Cambridge erases evidence of ties to research group funded by oil and gas companies
In mid October, the University saw a report which detailed the listing of a research group entirely funded by subscriptions from the oil and gas industry on a University website. Then, senior University figures were made specifically aware that the group’s website had been taken down, and its name removed from the Earth Sciences website.
The University removed online traces of links with CASP, a research group funded entirely by subscriptions from oil and gas companies, shortly after Zero Carbon’s recent report into Cambridge’s connections with such companies was sent out to a range of media sources.
Varsity understands that senior University figures were explicitly made aware of the removal of the CASP website.

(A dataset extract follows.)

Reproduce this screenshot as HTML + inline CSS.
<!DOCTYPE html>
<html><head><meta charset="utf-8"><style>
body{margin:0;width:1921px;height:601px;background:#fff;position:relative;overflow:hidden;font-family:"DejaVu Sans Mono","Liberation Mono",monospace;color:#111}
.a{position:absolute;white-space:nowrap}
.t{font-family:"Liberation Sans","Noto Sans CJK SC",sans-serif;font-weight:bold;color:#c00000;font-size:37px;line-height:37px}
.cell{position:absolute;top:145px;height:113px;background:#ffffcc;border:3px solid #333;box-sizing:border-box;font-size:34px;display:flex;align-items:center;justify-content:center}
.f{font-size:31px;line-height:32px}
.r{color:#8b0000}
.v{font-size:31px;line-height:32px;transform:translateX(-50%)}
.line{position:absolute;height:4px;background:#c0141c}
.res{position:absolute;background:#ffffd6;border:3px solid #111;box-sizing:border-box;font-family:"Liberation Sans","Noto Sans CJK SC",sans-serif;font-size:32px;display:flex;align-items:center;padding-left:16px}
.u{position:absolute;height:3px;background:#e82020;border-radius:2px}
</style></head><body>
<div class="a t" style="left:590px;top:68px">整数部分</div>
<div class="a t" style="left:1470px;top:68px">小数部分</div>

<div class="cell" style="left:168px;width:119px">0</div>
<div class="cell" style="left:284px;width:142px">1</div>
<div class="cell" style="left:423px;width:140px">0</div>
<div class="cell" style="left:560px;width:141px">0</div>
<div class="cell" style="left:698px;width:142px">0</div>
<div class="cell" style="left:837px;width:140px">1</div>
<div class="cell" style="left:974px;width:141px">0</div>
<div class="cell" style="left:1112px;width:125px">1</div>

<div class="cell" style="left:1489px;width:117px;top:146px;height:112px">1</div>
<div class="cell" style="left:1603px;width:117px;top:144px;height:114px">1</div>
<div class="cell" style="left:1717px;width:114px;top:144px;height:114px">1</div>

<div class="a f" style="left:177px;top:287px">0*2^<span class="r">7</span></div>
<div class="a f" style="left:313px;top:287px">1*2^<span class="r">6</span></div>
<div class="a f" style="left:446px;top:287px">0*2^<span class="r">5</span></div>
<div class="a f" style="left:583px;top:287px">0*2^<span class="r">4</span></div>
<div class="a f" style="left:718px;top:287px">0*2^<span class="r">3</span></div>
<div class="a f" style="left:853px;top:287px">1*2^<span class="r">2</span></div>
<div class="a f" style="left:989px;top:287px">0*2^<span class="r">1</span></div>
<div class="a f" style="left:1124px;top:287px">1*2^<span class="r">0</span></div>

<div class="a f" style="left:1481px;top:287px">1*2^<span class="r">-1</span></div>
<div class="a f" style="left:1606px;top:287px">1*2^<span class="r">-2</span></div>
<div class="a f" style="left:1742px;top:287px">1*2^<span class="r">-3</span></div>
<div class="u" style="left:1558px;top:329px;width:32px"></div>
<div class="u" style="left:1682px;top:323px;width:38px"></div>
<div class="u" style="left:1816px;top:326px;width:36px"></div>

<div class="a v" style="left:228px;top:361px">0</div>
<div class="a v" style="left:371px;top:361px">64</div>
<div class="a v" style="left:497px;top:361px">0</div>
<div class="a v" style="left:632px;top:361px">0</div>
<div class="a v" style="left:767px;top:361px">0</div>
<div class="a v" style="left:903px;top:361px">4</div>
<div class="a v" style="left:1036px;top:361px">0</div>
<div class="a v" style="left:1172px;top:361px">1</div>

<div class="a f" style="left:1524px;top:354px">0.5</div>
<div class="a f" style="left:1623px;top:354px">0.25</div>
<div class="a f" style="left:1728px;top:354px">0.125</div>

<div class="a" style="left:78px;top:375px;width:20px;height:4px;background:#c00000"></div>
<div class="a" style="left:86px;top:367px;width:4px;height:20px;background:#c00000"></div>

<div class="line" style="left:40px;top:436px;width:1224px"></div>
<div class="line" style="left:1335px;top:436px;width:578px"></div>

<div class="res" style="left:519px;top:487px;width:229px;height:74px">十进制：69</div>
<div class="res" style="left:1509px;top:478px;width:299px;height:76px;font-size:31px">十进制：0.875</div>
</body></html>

In mid-October, Zero Carbon sent an early draft of their recent report, which specifically highlighted CASP as an example of Cambridge’s connections with the fossil fuels industry, to multiple media outlets. Some time after this, Zero Carbon learned that the University had obtained a leaked copy of their report, and had responded to various claims made within the report through a series of rebuttals.
In these rebuttals sent to national media outlets, the University specifically wrote that the suggestion that CASP is “a research group of the Department of Earth Sciences” was “False”. However, for at least 18 years – until it was deleted just last week, shortly after Zero Carbon’s report was distributed among media outlets – this organisation was explicitly listed on the Earth Sciences website under the subheading “research groups”.

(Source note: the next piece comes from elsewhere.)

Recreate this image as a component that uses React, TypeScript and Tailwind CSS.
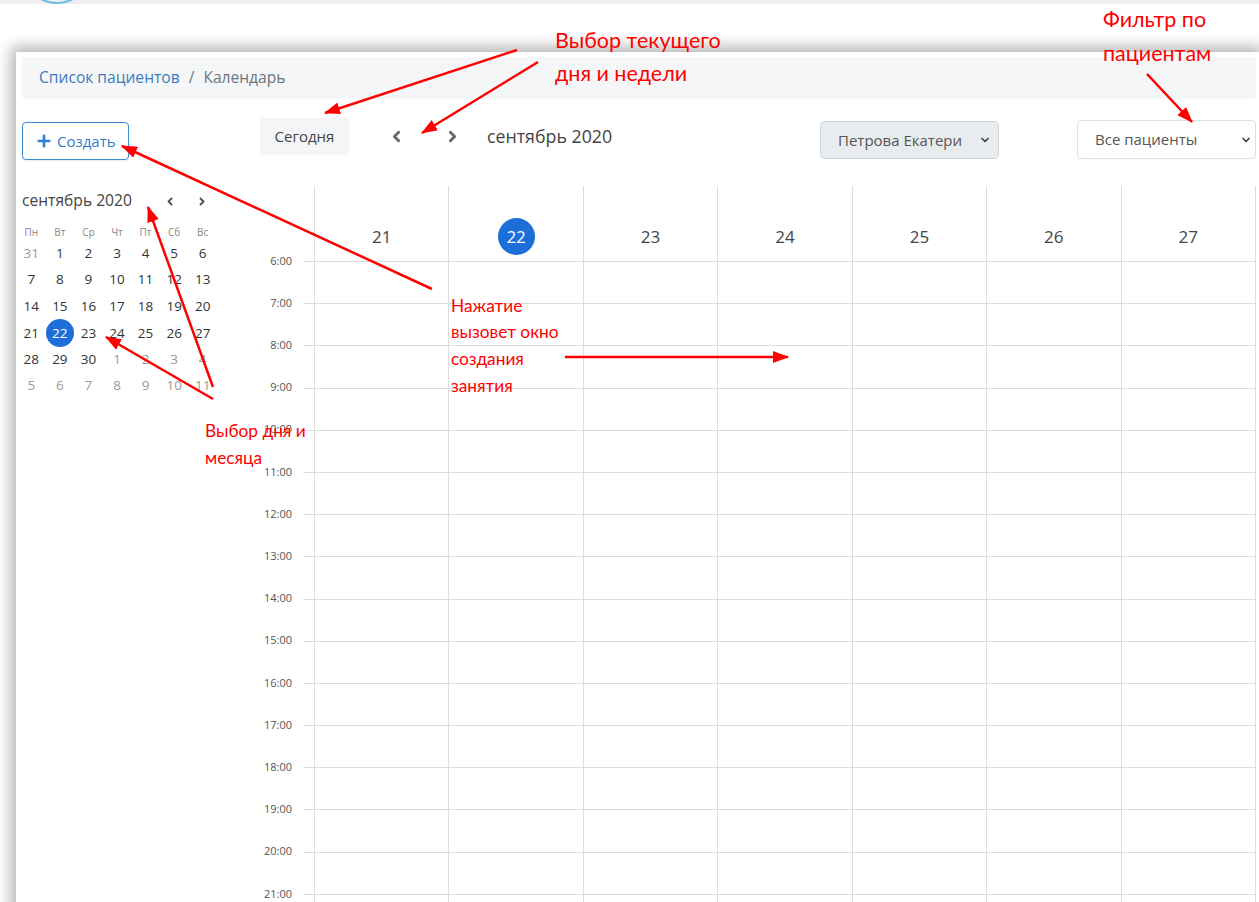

CASP’s website, which was also recently deleted, was hosted on a cam.ac.uk web domain. A University spokesperson denied that this was due to any affiliation between the University and CASP. They said that they did not “know the history of how [the webpage] arrived” on the University’s web server.

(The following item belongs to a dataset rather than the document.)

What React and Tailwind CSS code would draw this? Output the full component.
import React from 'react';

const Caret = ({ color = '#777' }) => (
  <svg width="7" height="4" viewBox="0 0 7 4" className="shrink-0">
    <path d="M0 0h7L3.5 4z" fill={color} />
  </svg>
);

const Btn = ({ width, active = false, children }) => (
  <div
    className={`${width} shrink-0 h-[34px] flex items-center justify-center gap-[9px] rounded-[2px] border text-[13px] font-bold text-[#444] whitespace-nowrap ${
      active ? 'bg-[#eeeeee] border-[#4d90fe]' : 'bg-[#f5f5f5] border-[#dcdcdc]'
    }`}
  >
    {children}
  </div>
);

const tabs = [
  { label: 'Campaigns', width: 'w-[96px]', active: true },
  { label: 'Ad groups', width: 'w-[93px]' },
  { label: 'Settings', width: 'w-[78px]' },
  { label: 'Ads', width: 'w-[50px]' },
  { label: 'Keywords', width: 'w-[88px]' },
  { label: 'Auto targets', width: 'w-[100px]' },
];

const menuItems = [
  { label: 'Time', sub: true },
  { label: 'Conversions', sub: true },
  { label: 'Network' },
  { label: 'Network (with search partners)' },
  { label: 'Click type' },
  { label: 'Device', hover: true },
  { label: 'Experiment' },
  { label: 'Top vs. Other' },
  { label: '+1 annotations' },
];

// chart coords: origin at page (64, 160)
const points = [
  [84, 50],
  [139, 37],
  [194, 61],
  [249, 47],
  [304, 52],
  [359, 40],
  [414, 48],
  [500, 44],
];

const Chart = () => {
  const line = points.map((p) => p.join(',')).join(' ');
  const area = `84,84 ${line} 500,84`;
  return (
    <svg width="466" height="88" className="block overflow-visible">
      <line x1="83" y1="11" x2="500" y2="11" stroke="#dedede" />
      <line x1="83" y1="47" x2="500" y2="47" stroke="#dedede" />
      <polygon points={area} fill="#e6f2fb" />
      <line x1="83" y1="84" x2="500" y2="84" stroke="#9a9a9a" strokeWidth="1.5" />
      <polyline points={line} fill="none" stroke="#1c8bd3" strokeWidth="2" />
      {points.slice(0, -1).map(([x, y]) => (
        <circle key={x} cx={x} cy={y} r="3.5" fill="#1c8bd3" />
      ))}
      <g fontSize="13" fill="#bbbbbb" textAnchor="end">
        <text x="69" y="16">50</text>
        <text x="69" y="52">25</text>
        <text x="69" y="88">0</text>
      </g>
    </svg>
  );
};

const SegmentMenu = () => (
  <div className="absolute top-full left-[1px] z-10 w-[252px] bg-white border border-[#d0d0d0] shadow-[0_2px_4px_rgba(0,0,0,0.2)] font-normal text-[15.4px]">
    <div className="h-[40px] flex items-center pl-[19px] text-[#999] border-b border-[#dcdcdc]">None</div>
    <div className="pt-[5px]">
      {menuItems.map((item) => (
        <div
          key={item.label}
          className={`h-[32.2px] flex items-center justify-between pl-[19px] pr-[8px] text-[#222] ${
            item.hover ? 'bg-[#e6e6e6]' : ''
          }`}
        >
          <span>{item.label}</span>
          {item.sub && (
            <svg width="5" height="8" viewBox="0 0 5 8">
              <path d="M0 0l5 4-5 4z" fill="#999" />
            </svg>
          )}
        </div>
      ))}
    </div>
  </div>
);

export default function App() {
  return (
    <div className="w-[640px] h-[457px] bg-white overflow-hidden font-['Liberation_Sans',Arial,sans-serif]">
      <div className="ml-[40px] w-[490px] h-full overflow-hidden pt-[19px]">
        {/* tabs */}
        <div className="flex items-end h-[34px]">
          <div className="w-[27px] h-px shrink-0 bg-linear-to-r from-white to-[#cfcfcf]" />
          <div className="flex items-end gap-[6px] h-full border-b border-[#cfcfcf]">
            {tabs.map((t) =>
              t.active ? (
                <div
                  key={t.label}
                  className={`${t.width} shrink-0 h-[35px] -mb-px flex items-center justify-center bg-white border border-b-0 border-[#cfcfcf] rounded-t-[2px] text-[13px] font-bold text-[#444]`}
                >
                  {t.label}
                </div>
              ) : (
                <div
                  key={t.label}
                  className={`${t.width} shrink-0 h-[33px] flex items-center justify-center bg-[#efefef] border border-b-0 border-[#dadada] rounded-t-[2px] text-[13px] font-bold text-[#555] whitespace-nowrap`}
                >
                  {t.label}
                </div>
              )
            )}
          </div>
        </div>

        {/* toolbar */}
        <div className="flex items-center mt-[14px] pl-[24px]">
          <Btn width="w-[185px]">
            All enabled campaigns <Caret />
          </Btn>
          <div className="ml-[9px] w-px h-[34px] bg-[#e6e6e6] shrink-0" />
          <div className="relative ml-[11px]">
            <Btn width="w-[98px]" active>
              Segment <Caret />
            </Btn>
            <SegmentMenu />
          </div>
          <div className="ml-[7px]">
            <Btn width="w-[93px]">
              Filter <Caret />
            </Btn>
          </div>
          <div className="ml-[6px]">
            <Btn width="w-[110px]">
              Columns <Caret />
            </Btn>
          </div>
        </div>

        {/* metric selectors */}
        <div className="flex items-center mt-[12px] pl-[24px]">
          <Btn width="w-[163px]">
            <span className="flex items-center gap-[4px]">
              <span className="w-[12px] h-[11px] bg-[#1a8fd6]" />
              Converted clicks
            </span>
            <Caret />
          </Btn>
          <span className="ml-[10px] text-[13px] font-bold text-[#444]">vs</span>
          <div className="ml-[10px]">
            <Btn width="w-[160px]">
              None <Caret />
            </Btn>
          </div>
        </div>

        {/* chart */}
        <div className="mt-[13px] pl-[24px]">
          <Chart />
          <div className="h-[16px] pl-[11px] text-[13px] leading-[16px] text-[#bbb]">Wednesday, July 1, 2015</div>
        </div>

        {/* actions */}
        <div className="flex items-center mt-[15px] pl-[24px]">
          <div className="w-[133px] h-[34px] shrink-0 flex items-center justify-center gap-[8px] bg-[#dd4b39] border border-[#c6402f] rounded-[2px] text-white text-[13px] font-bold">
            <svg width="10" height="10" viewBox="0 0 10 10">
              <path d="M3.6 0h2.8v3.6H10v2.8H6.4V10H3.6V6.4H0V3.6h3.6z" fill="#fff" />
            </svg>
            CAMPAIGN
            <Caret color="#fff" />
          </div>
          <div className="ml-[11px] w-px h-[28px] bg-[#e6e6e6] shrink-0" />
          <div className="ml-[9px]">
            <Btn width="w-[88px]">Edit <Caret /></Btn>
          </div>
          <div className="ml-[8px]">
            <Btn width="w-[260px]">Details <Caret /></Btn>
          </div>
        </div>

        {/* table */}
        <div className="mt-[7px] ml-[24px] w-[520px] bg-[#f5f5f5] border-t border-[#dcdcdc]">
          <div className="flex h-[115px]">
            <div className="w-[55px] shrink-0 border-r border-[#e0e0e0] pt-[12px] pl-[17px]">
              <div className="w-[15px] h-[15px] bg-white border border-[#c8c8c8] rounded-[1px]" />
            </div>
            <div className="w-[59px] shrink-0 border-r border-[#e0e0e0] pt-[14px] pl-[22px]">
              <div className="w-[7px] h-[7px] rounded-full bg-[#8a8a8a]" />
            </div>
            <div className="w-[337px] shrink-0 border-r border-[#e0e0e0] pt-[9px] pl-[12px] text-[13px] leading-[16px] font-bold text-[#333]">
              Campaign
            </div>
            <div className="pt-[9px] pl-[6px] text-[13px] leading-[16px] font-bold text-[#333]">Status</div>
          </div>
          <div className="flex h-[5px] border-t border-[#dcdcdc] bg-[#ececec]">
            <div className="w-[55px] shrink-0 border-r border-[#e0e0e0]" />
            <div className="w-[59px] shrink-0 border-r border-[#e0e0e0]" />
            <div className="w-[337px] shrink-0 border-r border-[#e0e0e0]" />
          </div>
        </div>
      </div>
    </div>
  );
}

They claimed that recent deletions were simply part of a broader effort to “cleaning” Cambridge’s “internet ecosphere”. However, when asked, a spokesperson for the University was unable to provide any other concrete examples of website or listing removals which had occurred as part of this “cleaning” process.
Varsity understands that senior figures within the University were actively aware of the removal of the CASP website specifically. The University did not respond to questions on this fact.
CASP, which was formerly known as the Cambridge Arctic Shelf Programme, is currently located at Cambridge’s Madingley Rise Site. It is a registered charity whose research consists of “carrying out field, literature and analysis-based geological research in prospective hydrocarbon basins”.
Its researchers have led searches for oil and gas in the Arctic, among other regions, and the Scientific Advisory Board of CASP includes multi-national oil and gas companies BP, Shell, Exxon, Total, Chevron, Eni and Statoil.
Speaking to Varsity, members of Zero Carbon affirmed that both CASP’s website, and its listing as a Research Group on the Earth Sciences website, which they had been reviewing as part of their ongoing research into Cambridge’s connections with the fossil fuels industry, were both taken down by 25th October, 2019.
Web archive data proves the presence of CASP’s listing on the Earth Sciences’ website from at least August 16th, 2000 to at least March 2019 (the most recent date from which archive information is available), and Zero Carbon members affirm having seen the listing in recent weeks. In total, therefore, CASP was listed as a research group on the University of Cambridge’s official Earth Sciences website for more than 18 years, at least.
Both a spokesperson for CASP and a spokesperson for Cambridge denied any affiliation between the two organisations. However, a since-deleted job listing dating to 2018, which had been listed on the CASP website, stated that the organisation is “affiliated to the Department of Earth Sciences”. Another job listing from 2016 explicitly said: “CASP is a geological research organisation that is affiliated to the Department of Earth Sciences at the University of Cambridge”.
Given that both denied any affiliation, neither a spokesperson for the University, nor a spokesperson for CASP, were able to account for how, or why, the CASP website come to be – and long continued to be – registered on a cam.ac.uk domain. According to the University Information services, a cam.ac.uk domain is usually granted to “University-wide facilities” and “institutions of the University”.
Several CASP researchers have previously listed their affiliation as the Department of Earth Sciences. In 2018, for example, in the Science Direct journal, one co-author’s affiliation is printed as “CASP, Department of Earth Sciences, University of Cambridge”.
CASP was listed as a Research Group for nearly 19 years on the Cambridge’s official Earth and Sciences website. Although a spokesperson for CASP told Varsity that the group had emerged out of the University, and became “independent and unaffiliated a very long time ago”, a Cambridge spokesperson denied that the group had ever been affiliated with the University.
Asked how they would respond to claims that CASP’s listing on a University of Cambridge webpage could have served to legitimise and endorse the group, a University spokesperson said that they would not call this an “endorsement by the University”, but that “other people are free to make that interpretation.”
They claimed that multiple organisations have “appeared” on Cambridge’s “internet ecosphere”, and that the University is in the process of removing them.
The University declined to comment on whether they had any measures in place to stop unaffiliated organisations from asserting they are affiliated to the University in things such as job advertisements.
In a statement to Varsity, a University spokesperson said: “The University is in the process of removing the websites of non-affiliated bodies from its internet ecosystem as part of a long-planned overhaul.”